This is just a three day workweek for me since I had a long weekend out gallivanting. No offense to my job or other aspects of my regular life because I’m grateful for all of it…. but … TGIF.
It’s so easy to get sucked back into everyone else’s troubles, bad work habits, and all the daily annoyances that tug at our brains and demand attention.
For this week, though, I have been working to mentally pull myself away from all of that at least for a moment or two at a time. When my brain starts to latch on to something negative, I take myself back to one particular moment on Saturday night.
After a glorious day of exploring the shores of a fairytale land called Presque Isle State Park, some light book shopping, and sipping milkshakes, we headed back to the beach to witness the sunset.
We left our shoes in the car but took towels and jackets. We took books in place of troubles. We took cold drinks instead of worries.

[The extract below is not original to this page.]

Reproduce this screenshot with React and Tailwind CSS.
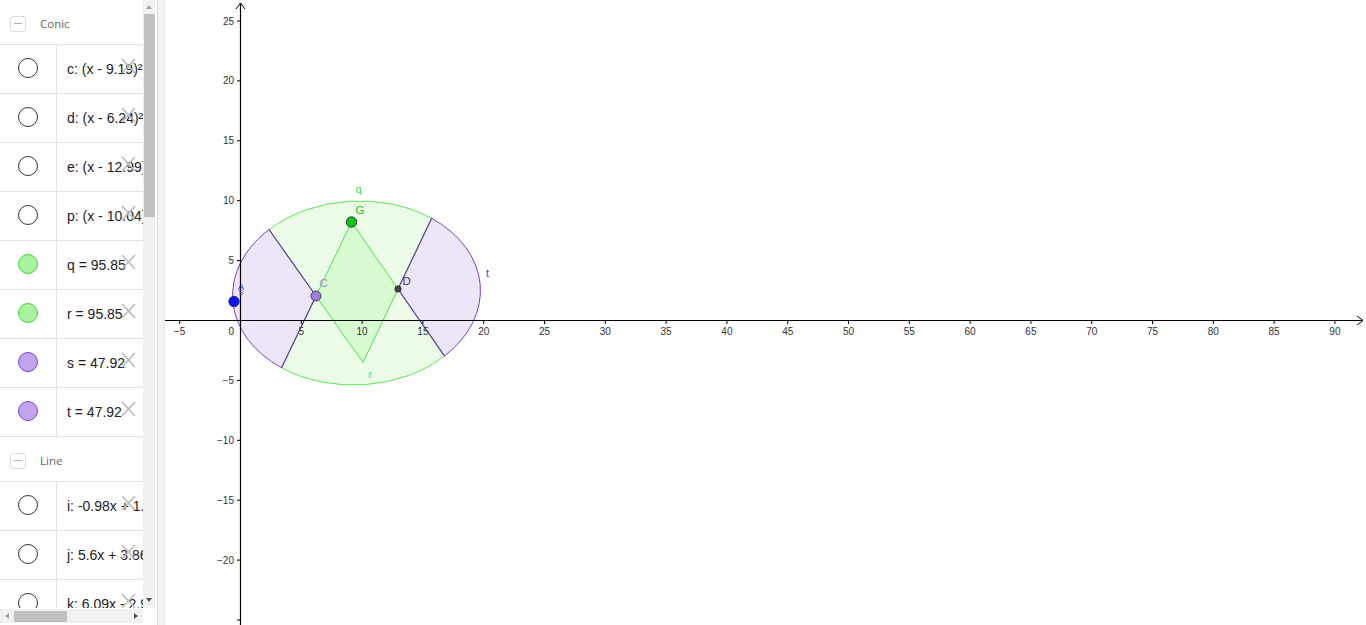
import React from "react";

const conicRows = [
  { text: "c: (x - 9.19)² + (y - 2.37)² = 35.26", dot: "empty" },
  { text: "d: (x - 6.24)² + (y - 8.47)² = 35.26", dot: "empty" },
  { text: "e: (x - 12.99)² + (y - 8.47)² = 35.26", dot: "empty" },
  { text: "p: (x - 10.04)² + (y - 2.37)² = 35.26", dot: "empty" },
  { text: "q = 95.85", dot: "green" },
  { text: "r = 95.85", dot: "green" },
  { text: "s = 47.92", dot: "purple" },
  { text: "t = 47.92", dot: "purple" },
];

const lineRows = [
  { text: "i: -0.98x + 1.23y = 36.81", dot: "empty" },
  { text: "j: 5.6x + 3.86y = 43.47", dot: "empty" },
  { text: "k: 6.09x - 2.97y = 73.51", dot: "empty" },
];

const dotClass = {
  empty: "bg-white border-[#333]",
  green: "bg-[#a8f2a0] border-[#3cd63c]",
  purple: "bg-[#c2a3ef] border-[#7a44d4]",
};

function Header({ title }) {
  return (
    <div className="h-[45px] flex items-center pt-[3px] border-b border-[#e2e2e2]">
      <span className="ml-[10px] w-[16px] h-[16px] rounded-[3px] border border-[#dcdcdc] flex items-center justify-center">
        <span className="w-[8px] h-px bg-[#b0b0b0]" />
      </span>
      <span className="ml-[14px] text-[11.5px] text-[#666]" style={{ fontFamily: "'Open Sans', sans-serif" }}>
        {title}
      </span>
    </div>
  );
}

function Row({ text, dot }) {
  return (
    <div className="relative h-[49px] flex border-b border-[#e2e2e2]">
      <div className="w-[57px] shrink-0 flex items-center justify-center pb-[3px] border-r border-[#e2e2e2]">
        <span className={`w-[20px] h-[20px] rounded-full border ${dotClass[dot]}`} />
      </div>
      <div className="flex items-center pl-[10px] whitespace-nowrap text-[14px] text-[#222]">
        {text}
      </div>
      <svg className="absolute left-[120px] top-[13px]" width="17" height="16" viewBox="0 0 17 16">
        <path d="M2 1 L15 15 M15 1 L2 15" stroke="#bdbdbd" strokeWidth="1.8" fill="none" />
      </svg>
    </div>
  );
}

// ellipse geometry in page pixels
const cx = 356.5, cy = 293, rx = 124, ry = 92, deg = -2.5;
const phi = (deg * Math.PI) / 180;

function hit(p, q) {
  const dx = q[0] - p[0], dy = q[1] - p[1];
  const c = Math.cos(phi), s = Math.sin(phi);
  const wx = q[0] - cx, wy = q[1] - cy;
  const lx = wx * c + wy * s, ly = -wx * s + wy * c;
  const ldx = dx * c + dy * s, ldy = -dx * s + dy * c;
  const A = (ldx * ldx) / (rx * rx) + (ldy * ldy) / (ry * ry);
  const B = 2 * ((lx * ldx) / (rx * rx) + (ly * ldy) / (ry * ry));
  const C = (lx * lx) / (rx * rx) + (ly * ly) / (ry * ry) - 1;
  const t = (-B + Math.sqrt(B * B - 4 * A * C)) / (2 * A);
  return [q[0] + dx * t, q[1] + dy * t];
}

const G = [351.5, 222];
const Cp = [316, 296];
const D = [398, 289];
const Bv = [363, 362.5];
const P1 = hit(Bv, Cp);
const P2 = hit(G, Cp);
const P3 = hit(Bv, D);
const P4 = hit(G, D);

const pt = (p) => `${p[0].toFixed(2)} ${p[1].toFixed(2)}`;
const arc = (p, sweep) => `A ${rx} ${ry} ${deg} 0 ${sweep} ${pt(p)}`;

const X0 = 240.5, Y0 = 320.5, SX = 12.16, SY = 11.98;
const lbl = (n) => (n < 0 ? `\u2212${-n}` : `${n}`);

function Graph() {
  const xs = [];
  for (let k = -5; k <= 90; k += 5) if (k !== 0) xs.push(k);
  const ys = [];
  for (let k = -25; k <= 25; k += 5) if (k !== 0) ys.push(k);
  const font = { fontFamily: "'Liberation Sans', Arial, sans-serif" };

  return (
    <svg width="1201" height="625" viewBox="165 0 1201 625" className="block">
      {/* ellipse filled regions */}
      <ellipse cx={cx} cy={cy} rx={rx} ry={ry} transform={`rotate(${deg} ${cx} ${cy})`} fill="#ebfbe8" />
      <path d={`M ${pt(G)} L ${pt(D)} L ${pt(Bv)} L ${pt(Cp)} Z`} fill="#d8fbd1" stroke="#55dd4c" strokeWidth="1" />
      <path d={`M ${pt(Cp)} L ${pt(P1)} ${arc(P2, 0)} Z`} fill="#ede5f8" />
      <path d={`M ${pt(D)} L ${pt(P3)} ${arc(P4, 1)} Z`} fill="#ede5f8" />

      {/* ellipse outline */}
      <path d={`M ${pt(P1)} ${arc(P3, 1)}`} fill="none" stroke="#5fe456" strokeWidth="1" />
      <path d={`M ${pt(P4)} ${arc(P2, 1)}`} fill="none" stroke="#5fe456" strokeWidth="1" />
      <path d={`M ${pt(P1)} ${arc(P2, 0)}`} fill="none" stroke="#7a42d0" strokeWidth="1" />
      <path d={`M ${pt(P3)} ${arc(P4, 1)}`} fill="none" stroke="#7a42d0" strokeWidth="1" />

      {/* sector borders */}
      <path d={`M ${pt(P1)} L ${pt(Cp)} L ${pt(P2)}`} fill="none" stroke="#4f3d92" strokeWidth="1.2" />
      <path d={`M ${pt(P3)} L ${pt(D)} L ${pt(P4)}`} fill="none" stroke="#4f3d92" strokeWidth="1.2" />

      {/* axes */}
      <line x1="165" y1={Y0} x2="1363" y2={Y0} stroke="#000" strokeWidth="1.2" />
      <path d={`M 1357 ${Y0 - 4.5} L 1363 ${Y0} L 1357 ${Y0 + 4.5}`} fill="none" stroke="#000" strokeWidth="1" />
      <line x1={X0} y1="625" x2={X0} y2="3" stroke="#000" strokeWidth="1.2" />
      <path d={`M ${X0 - 4.5} 9 L ${X0} 3 L ${X0 + 4.5} 9`} fill="none" stroke="#000" strokeWidth="1" />

      {xs.map((k) => {
        const x = X0 + k * SX;
        return (
          <g key={`x${k}`}>
            <line x1={x} y1={Y0} x2={x} y2={Y0 + 3.5} stroke="#000" strokeWidth="1" />
            <text x={x} y="334.5" textAnchor="middle" fontSize="10" fill="#333" style={font}>
              {lbl(k)}
            </text>
          </g>
        );
      })}
      <text x="234" y="334.5" textAnchor="end" fontSize="10" fill="#333" style={font}>
        0
      </text>
      {ys.map((k) => {
        const y = Y0 - k * SY;
        return (
          <g key={`y${k}`}>
            <line x1={X0 - 3.5} y1={y} x2={X0} y2={y} stroke="#000" strokeWidth="1" />
            {k > -25 && (
              <text x="234" y={y + 3.5} textAnchor="end" fontSize="10" fill="#333" style={font}>
                {lbl(k)}
              </text>
            )}
          </g>
        );
      })}

      {/* labels */}
      <text x="355.5" y="193" fontSize="11" fill="#44dd44" style={font}>q</text>
      <text x="368.5" y="377.5" fontSize="11" fill="#44dd44" style={font}>r</text>
      <text x="486" y="277" fontSize="11" fill="#6a36c8" style={font}>t</text>
      <text x="238" y="289.5" fontSize="9" fill="#0000ff" style={font}>A</text>
      <text x="238.5" y="295" fontSize="9" fill="#7a42d0" style={font}>s</text>
      <text x="319.5" y="286.5" fontSize="11.5" fill="#a384e2" style={font}>C</text>
      <text x="355.5" y="213.5" fontSize="11.5" fill="#1fbf1f" style={font}>G</text>
      <text x="402.5" y="284.5" fontSize="11.5" fill="#444" style={font}>D</text>

      {/* points */}
      <circle cx="234" cy="301.5" r="5.2" fill="#0a14f5" stroke="#1a1a66" strokeWidth="0.8" />
      <circle cx={Cp[0]} cy={Cp[1]} r="5" fill="#9f80e0" stroke="#3a3a3a" strokeWidth="0.9" />
      <circle cx={G[0]} cy={G[1]} r="5.2" fill="#12c412" stroke="#2a2a2a" strokeWidth="0.9" />
      <circle cx={D[0]} cy={D[1]} r="3.2" fill="#444" stroke="#222" strokeWidth="0.6" />
    </svg>
  );
}

export default function App() {
  return (
    <div className="w-[1366px] h-[625px] flex overflow-hidden bg-white" style={{ fontFamily: "'Liberation Sans', Arial, sans-serif" }}>
      {/* algebra view */}
      <div className="w-[157px] shrink-0 flex flex-col">
        <div className="h-[608px] flex">
          <div className="w-[143px] shrink-0 overflow-hidden">
            <Header title="Conic" />
            {conicRows.map((r) => (
              <Row key={r.text} {...r} />
            ))}
            <Header title="Line" />
            {lineRows.map((r) => (
              <Row key={r.text} {...r} />
            ))}
          </div>
          <div className="w-[12px] shrink-0 bg-[#f1f1f1] flex flex-col items-center">
            <div className="h-[14px] flex items-center justify-center">
              <span className="w-0 h-0 border-l-[3.5px] border-r-[3.5px] border-b-[4px] border-l-transparent border-r-transparent border-b-[#a3a3a3]" />
            </div>
            <div className="w-[11px] ml-[1px] h-[203px] bg-[#c1c1c1]" />
            <div className="flex-1" />
            <div className="h-[14px] flex items-center justify-center mb-[1px]">
              <span className="w-0 h-0 border-l-[3.5px] border-r-[3.5px] border-t-[4px] border-l-transparent border-r-transparent border-t-[#505050]" />
            </div>
          </div>
          <div className="w-[2px] shrink-0 bg-white" />
        </div>
        <div className="h-[17px] flex">
          <div className="w-[143px] h-[14px] mt-[1px] bg-[#f1f1f1] flex items-center">
            <div className="w-[14px] flex items-center justify-center">
              <span className="w-0 h-0 border-t-[3.5px] border-b-[3.5px] border-r-[4px] border-t-transparent border-b-transparent border-r-[#a3a3a3]" />
            </div>
            <div className="w-[53px] h-[11px] bg-[#c1c1c1]" />
            <div className="flex-1" />
            <div className="w-[14px] flex items-center justify-center">
              <span className="w-0 h-0 border-t-[3.5px] border-b-[3.5px] border-l-[4px] border-t-transparent border-b-transparent border-l-[#505050]" />
            </div>
          </div>
        </div>
      </div>

      {/* splitter */}
      <div className="w-[8px] shrink-0 bg-[#f3f3f3] border-l border-[#d9d9d9] border-r border-r-[#e8e8e8]" />

      {/* graphics view */}
      <div className="flex-1 overflow-hidden">
        <Graph />
      </div>
    </div>
  );
}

We staked out a spot on a small peninsula where the waves might trick you into believing you’re at the ocean and not at the Lake Erie shore in Pennsylvania. We dug our toes into the sand and I used my bag as a pillow while reclining to read.
As the sun began to descend, lower and lower against the horizon, the pleasantly warm day began to feel pleasantly cool. I stood to put on a light jacket. That’s when I noticed a large gathering of gulls on the rocks. All faced the western horizon as though they too were excited to see the cotton candy sky, colors so special that they can only be created by the setting sun.
And then, without warning, all those gulls simultaneously took off and left us alone to focus on the sky.
There was a slight breeze and the sand was turning cooler beneath my feet. I shuddered when a young woman waded out into the lake for one last dip in the golden hour.
I wondered aloud about the water temperature but she was happy doing her thing and I was happy doing mine.
And this, my friends, is where I am disappearing to in my brain when too much of the real world tries to crowd in this week.
We all need a happy memory, something with lots of sensory details that we can grab hold of and escape to when the world gets to be too much. I’m grateful for mine and encourage you to dig through your memories for one of your own. If you don’t have one, better go out and make some!